The challenges in this production are many. First – how do you present four pieces of literature theatrically? How do you curate and arrange the pieces for maximum impact – and in a way in which the audience is happy to go along with the shift in gears between the pieces? How do you cast the four pieces, with four actors within each – especially when one of the pieces has an extensive carousel of characters? How are they visually linked? Will the audience applaud after each piece -or is it like a symphony with four distinct movements? How do you immediately establish time and space appropriate for the world of the story?

All interesting directorial challenges.

Most interesting for me is the curation of the pieces into a coherent production, and the challenges associated with the theatricalisation of literature. The unfortunate thing about the presentation of many short pieces in one evening is that invite unnecessary ranking and comparison – often evoking the “I liked the second one best” style of conversation. I’m not going to enter into that type of discussion – I chose to view the production as a whole, more than the sum of its parts.

It is in this instance I will look to Elevator Repair Sevice’s production of The Gatz – a full unabridged theatrical reading of Fitzgerald’s The Great Gatsby as an instance where this worked – when the text and the world on stage were parallel and complimentary, not an enactment of the story – but a physical world separate to the narrative was being played out on stage whilst the novel was being read with visual echos of the text.

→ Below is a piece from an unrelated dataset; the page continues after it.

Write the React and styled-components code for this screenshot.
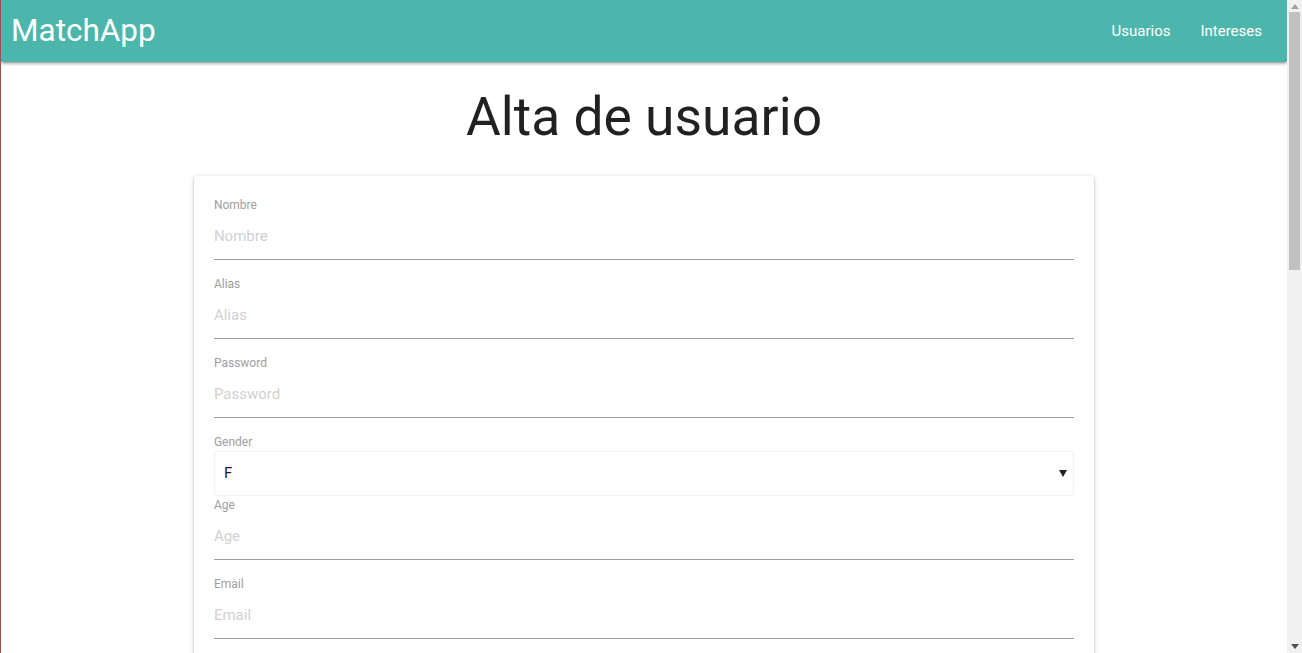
import React from "react";
import styled, { createGlobalStyle } from "styled-components";

const Global = createGlobalStyle`
  html { font-size: 15px; }
  html, body { margin: 0; height: 100%; overflow: hidden; }
  body {
    font-family: Roboto, "Noto Sans", Arial, sans-serif;
    color: rgba(0,0,0,0.87);
    background: #fff;
  }
  * { box-sizing: border-box; }
`;

const Frame = styled.div`
  display: flex;
  height: 100vh;
`;

const Content = styled.div`
  flex: 1;
  min-width: 0;
  overflow: hidden;
  border-left: 1px solid #9a5252;
`;

const ScrollBar = styled.div`
  width: 15px;
  flex: none;
  display: flex;
  flex-direction: column;
  background: #f1f1f1;
`;

const ScrollButton = styled.div`
  height: ${(p) => p.$h}px;
  flex: none;
  display: flex;
  justify-content: center;
  align-items: ${(p) => (p.$down ? "flex-start" : "flex-end")};
  padding-bottom: ${(p) => (p.$down ? 0 : 3)}px;
  padding-top: ${(p) => (p.$down ? 6 : 0)}px;
`;

const Track = styled.div`
  flex: 1;
  padding: 0 2px;
`;

const Thumb = styled.div`
  height: 258px;
  background: #c1c1c1;
`;

const Nav = styled.nav`
  height: 62px;
  background: #4db6ac;
  display: flex;
  align-items: center;
  justify-content: space-between;
  padding: 0 10px 0 10px;
  box-shadow: 0 2px 2px 0 rgba(0,0,0,.14), 0 3px 1px -2px rgba(0,0,0,.12), 0 1px 5px 0 rgba(0,0,0,.2);
  position: relative;
  z-index: 2;
`;

const Brand = styled.a`
  color: #fff;
  font-size: 31.5px;
  line-height: 62px;
  text-decoration: none;
`;

const Links = styled.ul`
  display: flex;
  list-style: none;
  margin: 0;
  padding: 0;
`;

const LinkItem = styled.li`
  a {
    display: block;
    padding: 0 15px;
    color: #fff;
    font-size: 15px;
    line-height: 58px;
    text-decoration: none;
  }
`;

const Main = styled.main`
  width: 70%;
  margin: 0 auto;
  padding-bottom: 40px;
`;

const Title = styled.h3`
  font-size: 53.4px;
  font-weight: 400;
  line-height: 58.7px;
  text-align: center;
  margin: 26px 0 29px;
  color: rgba(0,0,0,0.87);
`;

const Card = styled.form`
  background: #fff;
  border-radius: 2px;
  padding: 20px;
  box-shadow: 0 2px 2px 0 rgba(0,0,0,.14), 0 3px 1px -2px rgba(0,0,0,.12), 0 1px 5px 0 rgba(0,0,0,.2);
`;

const Field = styled.div`
  display: flex;
  flex-direction: column;
`;

const Label = styled.label`
  display: block;
  font-size: 12px;
  line-height: 16px;
  padding-top: 1px;
  height: 17px;
  color: #9e9e9e;
`;

const Input = styled.input`
  height: 47px;
  border: none;
  border-bottom: 1px solid #9e9e9e;
  margin: 0 0 15px;
  padding: 0;
  font-family: inherit;
  font-size: 15px;
  color: rgba(0,0,0,0.87);
  background: transparent;
  outline: none;
  &::placeholder { color: #d1d1d1; }
`;

const SelectWrap = styled.div`
  position: relative;
  margin-top: 1px;
`;

const Select = styled.select`
  appearance: none;
  width: 100%;
  height: 45px;
  border: 1px solid #f2f2f2;
  border-radius: 2px;
  padding: 0 0 0 9px;
  font-family: inherit;
  font-size: 15px;
  color: #15194f;
  background: #fff;
  outline: none;
`;

const Arrow = styled.svg`
  position: absolute;
  right: 7px;
  top: 19px;
  pointer-events: none;
`;

const Button = styled.button`
  margin-top: 10px;
  height: 36px;
  padding: 0 16px;
  border: none;
  border-radius: 2px;
  background: #26a69a;
  color: #fff;
  font-family: inherit;
  font-size: 14px;
  text-transform: uppercase;
`;

const fields = ["Nombre", "Alias", "Password"];
const fields2 = ["Age", "Email", "Descripción", "Ciudad", "Telefono", "Ocupación", "Intereses", "Edad mínima", "Edad máxima"];

export default function App() {
  return (
    <Frame>
      <Global />
      <Content>
        <Nav>
          <Brand href="#">MatchApp</Brand>
          <Links>
            <LinkItem><a href="#">Usuarios</a></LinkItem>
            <LinkItem><a href="#">Intereses</a></LinkItem>
          </Links>
        </Nav>
        <Main>
          <Title>Alta de usuario</Title>
          <Card onSubmit={(e) => e.preventDefault()}>
            {fields.map((f) => (
              <Field key={f}>
                <Label>{f}</Label>
                <Input type={f === "Password" ? "password" : "text"} placeholder={f} />
              </Field>
            ))}
            <Field>
              <Label>Gender</Label>
              <SelectWrap>
                <Select defaultValue="F">
                  <option value="F">F</option>
                  <option value="M">M</option>
                </Select>
                <Arrow width="8" height="7" viewBox="0 0 8 7">
                  <polygon points="0,0 8,0 4,7" fill="#222" />
                </Arrow>
              </SelectWrap>
            </Field>
            {fields2.map((f) => (
              <Field key={f}>
                <Label>{f}</Label>
                <Input type="text" placeholder={f} />
              </Field>
            ))}
            <Button type="submit">Guardar</Button>
          </Card>
        </Main>
      </Content>
      <ScrollBar aria-hidden="true">
        <ScrollButton $h={12}>
          <svg width="8" height="5" viewBox="0 0 8 5">
            <polygon points="0,5 8,5 4,0" fill="#a3a3a3" />
          </svg>
        </ScrollButton>
        <Track>
          <Thumb />
        </Track>
        <ScrollButton $h={15} $down>
          <svg width="8" height="5" viewBox="0 0 8 5">
            <polygon points="0,0 8,0 4,5" fill="#505050" />
          </svg>
        </ScrollButton>
      </ScrollBar>
    </Frame>
  );
}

For me, The Kiss was heavy on the text – without much visual relief, the exception of this is the piece by Goldsworthy. Largely though, the suite of plays felt like a moved radio play whereby the experience is one of the audience attentively listening – and there is a lot to listen to. In the case of the Chekov – holding all the characters in one’s mind is a feat of extreme memory -and the direct address is relentless as we are told everything, and shown very little. This is perhaps the flaw with the whole production – as an audience member we are fatigued by words – the anticipation of the moment of the kiss or significance of the kiss in each piece is well and truly drowned by literature. We sit as though children being read bedtime stories – passively consuming facts, opinions and intentions. As such there is little to be revealed or discovered in character or story which is truly surprising- there is no subtext to tease out, for the characters reveal their internal cogitations quite freely.

The immediate, spontaneous power of a kiss – the action – is deflated by words. The question is – how is this experience theatre and not merely a reading? Why stage “literature.” What makes a story a story, and what makes a play a piece of theatre?

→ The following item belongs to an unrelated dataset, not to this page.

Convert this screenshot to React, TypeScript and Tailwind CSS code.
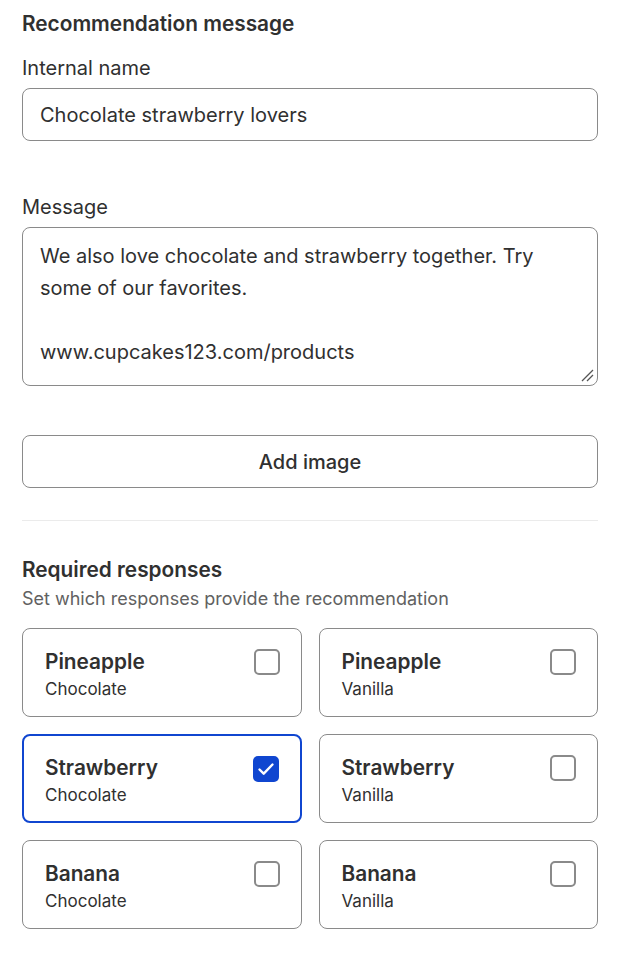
import React from "react";

const options = [
  { title: "Pineapple", sub: "Chocolate", checked: false },
  { title: "Pineapple", sub: "Vanilla", checked: false },
  { title: "Strawberry", sub: "Chocolate", checked: true },
  { title: "Strawberry", sub: "Vanilla", checked: false },
  { title: "Banana", sub: "Chocolate", checked: false },
  { title: "Banana", sub: "Vanilla", checked: false },
];

const Check = ({ checked }: { checked: boolean }) =>
  checked ? (
    <div className="w-[26px] h-[26px] rounded-[5px] bg-[#1046d0] flex items-center justify-center">
      <svg width="22" height="22" viewBox="0 0 22 22" fill="none">
        <path d="M4.5 11.5l4.2 4.2 8.8-9.2" stroke="white" strokeWidth="2.4" strokeLinecap="round" strokeLinejoin="round" />
      </svg>
    </div>
  ) : (
    <div className="w-[26px] h-[26px] rounded-[5px] border-2 border-[#8a8a8a] bg-white" />
  );

export default function App() {
  return (
    <div className="w-[626px] min-h-[976px] bg-white pl-[22px] pr-[28px] pt-[10px] text-[#303030]" style={{ fontFamily: "Inter, 'Liberation Sans', sans-serif" }}>
      {/* message */}
      <h2 className="text-[20.8px] leading-[28px] font-semibold">Recommendation message</h2>
      <label className="block mt-[16px] text-[20px] leading-[28px]">Internal name</label>
      <div className="mt-[6px] h-[53px] border border-[#8a8a8a] rounded-[8px] px-[17px] flex items-center text-[20px]">
        Chocolate strawberry lovers
      </div>

      <label className="block mt-[52px] text-[20px] leading-[28px]">Message</label>
      <div className="relative mt-[6px] h-[159px] border border-[#8a8a8a] rounded-[8px] px-[17px] pt-[12px] text-[20px] leading-[32px]">
        <p>We also love chocolate and strawberry together. Try some of our favorites.</p>
        <p className="mt-[32px]">www.cupcakes123.com/products</p>
        <svg className="absolute right-[3px] bottom-[3px]" width="14" height="14" viewBox="0 0 14 14">
          <path d="M2 13L13 2M7 13L13 7" stroke="#555" strokeWidth="1.3" />
        </svg>
      </div>

      <button className="mt-[49px] w-full h-[53px] border border-[#8a8a8a] rounded-[8px] text-[20px] font-medium bg-white">
        Add image
      </button>

      <hr className="mt-[32px] border-t border-[#ebebeb]" />

      {/* responses */}
      <h2 className="mt-[35px] text-[20.8px] leading-[28px] font-semibold">Required responses</h2>
      <p className="mt-[2px] text-[18px] leading-[26px] text-[#616161]">Set which responses provide the recommendation</p>

      <div className="mt-[16px] grid grid-cols-2 gap-[17px]">
        {options.map((o, i) => (
          <div
            key={i}
            className={`h-[89px] rounded-[8px] border pl-[22px] pr-[21px] pt-[20px] flex justify-between ${
              o.checked ? "border-2 border-[#1046d0] pl-[21px] pr-[20px] pt-[19px]" : "border-[#8a8a8a]"
            }`}
          >
            <div className={o.checked ? "-mt-[1px] -ml-[1px]" : ""}>
              <div className="text-[20.8px] leading-[26px] font-semibold">{o.title}</div>
              <div className="text-[17px] leading-[28px]">{o.sub}</div>
            </div>
            <Check checked={o.checked} />
          </div>
        ))}
      </div>
    </div>
  );
}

Peter Brook says theatre calls for space, spectator and an event. And this is true of The Kiss, but does that also mean that if an actor read directly from the story without any movement or characterization that that too would be a piece of theatre?

The wonderful thing about literature (as opposed to plays) is that is a truly intimate experience. Sitting with two hands clasping both wings of a book, eyes lowered within a foot of the paper – silently ingesting the latent words within… The act of reading is private and personal and intimate. Theatre is less private by it’s very form – a public display of affection, if you will – and something of the small, tender quietness of a kiss (and of literature) is lost when it is declared in such an overt and open forum.

Perhaps I was hoping for something a little more action, I was hoping for a kiss and what I got was a lot of talk. And as some lovers may know, a tender moment can be crushed by conversation – it can fatigue or inhibit bravery and spontaneity and desire.

That being said, Susannah Dowling’s show is absolutely perfect for the new direction of The downstairs space – a space which is about development and experiment and forging new ground. Lighting design my Teegan Lee is beautifully warm, performances by Catherine Davies, Rita Kalnejais, Yalin Ozucelik and Steve Rodgers are energetic and bright as they cycle through an impressive kaleidoscope of characters, and the costumes by Luke Ede are particularly impressive and it is a well produced show.

For those keen on watching some kissing, you might be better off at Scruffy Murphy’s on a Friday night, those that love literature will delight in the language and the timelessness of love. And those who delight in the sweet agony of anticipation – a la Keat’s Ode on a Grecian Urn – “Bold lover, never, never canst thou kiss,/Though winning near the goal – yet, do not grieve;/ She cannot fade, though thou hast not thy bliss,/For ever wilt thou love, and she be fair!” you may also enjoy this diverse and beautifully written bouquet of stories.